*PROVIDED MATERIAL*:
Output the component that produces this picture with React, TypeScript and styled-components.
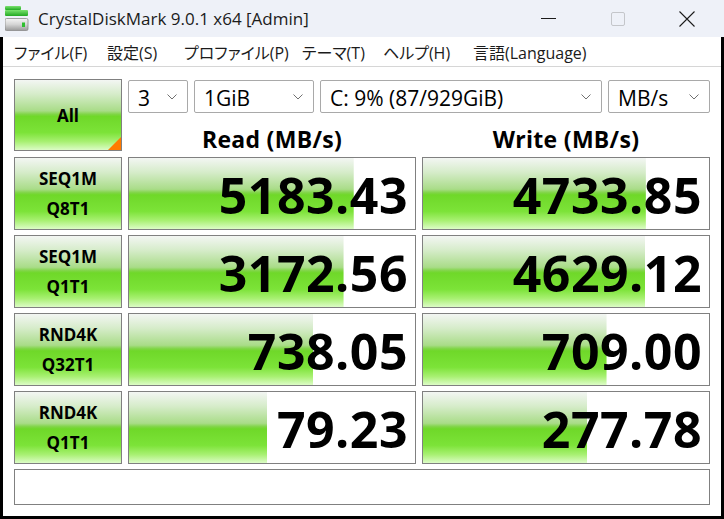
import styled, { createGlobalStyle } from 'styled-components';

const GlobalStyle = createGlobalStyle`
  html, body {
    margin: 0;
    padding: 0;
    background: #ffffff;
  }
  body {
    width: 724px;
    height: 519px;
    overflow: hidden;
    font-family: "Open Sans", "Noto Sans CJK JP", sans-serif;
    color: #000;
  }
`;

const greenGradient = `linear-gradient(180deg, #f3f6f3 0%, #d6ecca 20%, #a9dc88 44%, #7fd545 49%, #6fd829 52%, #7ce338 75%, #a8f072 88%, #dcfcc6 100%)`;

const Window = styled.div`
  width: 724px;
  height: 519px;
  display: flex;
  flex-direction: column;
`;

const TitleBar = styled.header`
  height: 37px;
  flex: none;
  background: #eef1f8;
  display: flex;
  align-items: center;
`;

const AppIcon = styled.svg`
  margin-left: 5px;
  flex: none;
`;

const TitleText = styled.span`
  margin-left: 9px;
  font-size: 17px;
  color: #1b1b1b;
  white-space: nowrap;
`;

const Controls = styled.div`
  margin-left: auto;
  height: 100%;
  display: flex;
  padding-right: 3px;
`;

const CtrlButton = styled.div`
  width: 69px;
  display: flex;
  align-items: center;
  justify-content: center;
`;

const MinLine = styled.div`
  width: 15px;
  height: 1px;
  background: #1b1b1b;
`;

const MaxBox = styled.div`
  width: 14px;
  height: 14px;
  box-sizing: border-box;
  border: 1px solid #c4c6ca;
  border-radius: 2px;
`;

const Frame = styled.div`
  flex: 1;
  min-height: 0;
  display: flex;
  flex-direction: column;
  background: #ffffff;
  border: 3px solid #000;
  border-top: none;
`;

const MenuBar = styled.nav`
  height: 29px;
  flex: none;
  display: flex;
  align-items: center;
  border-bottom: 1px solid #d6d6d6;
`;

const MenuItem = styled.span<{ $w: number }>`
  width: ${p => p.$w}px;
  flex: none;
  font-size: 16px;
  font-feature-settings: "palt";
  color: #1b1b1b;
  white-space: nowrap;
  &:first-child {
    margin-left: 11px;
  }
`;

const Body = styled.main`
  flex: 1;
  display: flex;
  flex-direction: column;
  gap: 6px;
  padding: 12px 11px 11px 11px;
`;

const TopRow = styled.div`
  height: 72px;
  display: flex;
  gap: 6px;
`;

const LabelButton = styled.div<{ $corner?: boolean }>`
  position: relative;
  width: 108px;
  flex: none;
  box-sizing: border-box;
  border: 1px solid #808080;
  background: ${greenGradient};
  display: flex;
  flex-direction: column;
  align-items: center;
  justify-content: center;
  font-size: 17px;
  font-weight: 700;
  line-height: 30px;
  padding-top: 1px;
  &::after {
    content: '';
    display: ${p => (p.$corner ? 'block' : 'none')};
    position: absolute;
    right: 0;
    bottom: 0;
    width: 0;
    height: 0;
    border-left: 13px solid transparent;
    border-bottom: 13px solid #ff7a00;
  }
`;

const TopRight = styled.div`
  flex: 1;
  display: flex;
  flex-direction: column;
`;

const SelectRow = styled.div`
  height: 34px;
  margin-top: 1px;
  display: flex;
  gap: 6px;
`;

const Select = styled.div<{ $w: number }>`
  width: ${p => p.$w}px;
  box-sizing: border-box;
  border: 1px solid #a9a9a9;
  border-radius: 2px;
  display: flex;
  align-items: center;
  padding: 3px 10px 0 9px;
  font-size: 21px;
  white-space: nowrap;
  svg {
    margin-left: auto;
    margin-top: -3px;
    flex: none;
  }
`;

const HeaderRow = styled.div`
  flex: 1;
  display: grid;
  grid-template-columns: 288px 288px;
  gap: 6px;
  align-items: center;
`;

const ColHeader = styled.div`
  text-align: center;
  font-size: 23px;
  font-weight: 700;
  letter-spacing: 0.3px;
  padding-top: 10px;
`;

const DataRow = styled.div`
  height: 72px;
  display: grid;
  grid-template-columns: 108px 288px 288px;
  gap: 6px;
`;

const ValueCell = styled.div`
  box-sizing: border-box;
  border: 1px solid #808080;
  background-color: #ffffff;
  background-image: ${greenGradient};
  background-repeat: no-repeat;
  display: flex;
  align-items: center;
  justify-content: flex-end;
  padding: 3px 7px 0 0;
  font-size: 50px;
  font-weight: 700;
  letter-spacing: 0.5px;
`;

const StatusBox = styled.div`
  height: 36px;
  box-sizing: border-box;
  border: 1px solid #808080;
`;

interface Result {
  name: string;
  sub: string;
  read: number;
  write: number;
}

const results: Result[] = [
  { name: 'SEQ1M', sub: 'Q8T1', read: 5183.43, write: 4733.85 },
  { name: 'SEQ1M', sub: 'Q1T1', read: 3172.56, write: 4629.12 },
  { name: 'RND4K', sub: 'Q32T1', read: 738.05, write: 709.0 },
  { name: 'RND4K', sub: 'Q1T1', read: 79.23, write: 277.78 },
];

const menus: [string, number][] = [
  ['ファイル(F)', 93],
  ['設定(S)', 77],
  ['プロファイル(P)', 118],
  ['テーマ(T)', 81],
  ['ヘルプ(H)', 90],
  ['言語(Language)', 140],
];

// CrystalDiskMark draws the bar on a log scale
const barWidth = (v: number) => `${Math.min(100, ((Math.log10(v) + 1) / 6) * 100)}% 100%`;

function Chevron() {
  return (
    <svg width="10" height="6" viewBox="0 0 10 6">
      <polyline points="0.5,0.5 5,5 9.5,0.5" fill="none" stroke="#707070" strokeWidth="1" />
    </svg>
  );
}

function Value({ v }: { v: number }) {
  return <ValueCell style={{ backgroundSize: barWidth(v) }}>{v.toFixed(2)}</ValueCell>;
}

function App() {
  return (
    <Window>
      <GlobalStyle />
      <TitleBar>
        <AppIcon width="24" height="26" viewBox="0 0 24 26">
          <defs>
            <linearGradient id="gTop" x1="0" y1="0" x2="0" y2="1">
              <stop offset="0" stopColor="#7be36f" />
              <stop offset="1" stopColor="#23a923" />
            </linearGradient>
            <linearGradient id="gBox" x1="0" y1="0" x2="0" y2="1">
              <stop offset="0" stopColor="#f6f6f6" />
              <stop offset="0.5" stopColor="#d4d4d4" />
              <stop offset="1" stopColor="#9a9a9a" />
            </linearGradient>
          </defs>
          <rect x="0" y="0" width="16" height="4" rx="1" fill="url(#gTop)" />
          <rect x="0" y="4" width="23" height="6" rx="1" fill="url(#gTop)" />
          <rect x="0" y="12.5" width="23" height="12" rx="1.5" fill="url(#gBox)" stroke="#8a8a8a" strokeWidth="0.8" />
          <rect x="17" y="16.5" width="3" height="4.5" fill="#2fbf2f" />
        </AppIcon>
        <TitleText>CrystalDiskMark 9.0.1 x64 [Admin]</TitleText>
        <Controls>
          <CtrlButton>
            <MinLine />
          </CtrlButton>
          <CtrlButton>
            <MaxBox />
          </CtrlButton>
          <CtrlButton>
            <svg width="16" height="16" viewBox="0 0 16 16">
              <path d="M0.5 0.5 L15.5 15.5 M15.5 0.5 L0.5 15.5" stroke="#1b1b1b" strokeWidth="1.1" />
            </svg>
          </CtrlButton>
        </Controls>
      </TitleBar>
      <Frame>
        <MenuBar>
          {menus.map(([label, w]) => (
            <MenuItem key={label} $w={w}>{label}</MenuItem>
          ))}
        </MenuBar>
        <Body>
          <TopRow>
            <LabelButton $corner>All</LabelButton>
            <TopRight>
              <SelectRow>
                <Select $w={60}>3<Chevron /></Select>
                <Select $w={120}>1GiB<Chevron /></Select>
                <Select $w={282}>C: 9% (87/929GiB)<Chevron /></Select>
                <Select $w={102}>MB/s<Chevron /></Select>
              </SelectRow>
              <HeaderRow>
                <ColHeader>Read (MB/s)</ColHeader>
                <ColHeader>Write (MB/s)</ColHeader>
              </HeaderRow>
            </TopRight>
          </TopRow>
          {results.map(r => (
            <DataRow key={r.name + r.sub}>
              <LabelButton>
                <span>{r.name}</span>
                <span>{r.sub}</span>
              </LabelButton>
              <Value v={r.read} />
              <Value v={r.write} />
            </DataRow>
          ))}
          <StatusBox />
        </Body>
      </Frame>
    </Window>
  );
}

export default App;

*YOUR TASK*: Extract each line from the listing that holds the word "components".

*EXERCISE RESULT*:
Output the component that produces this picture with React, TypeScript and styled-components.
import styled, { createGlobalStyle } from 'styled-components';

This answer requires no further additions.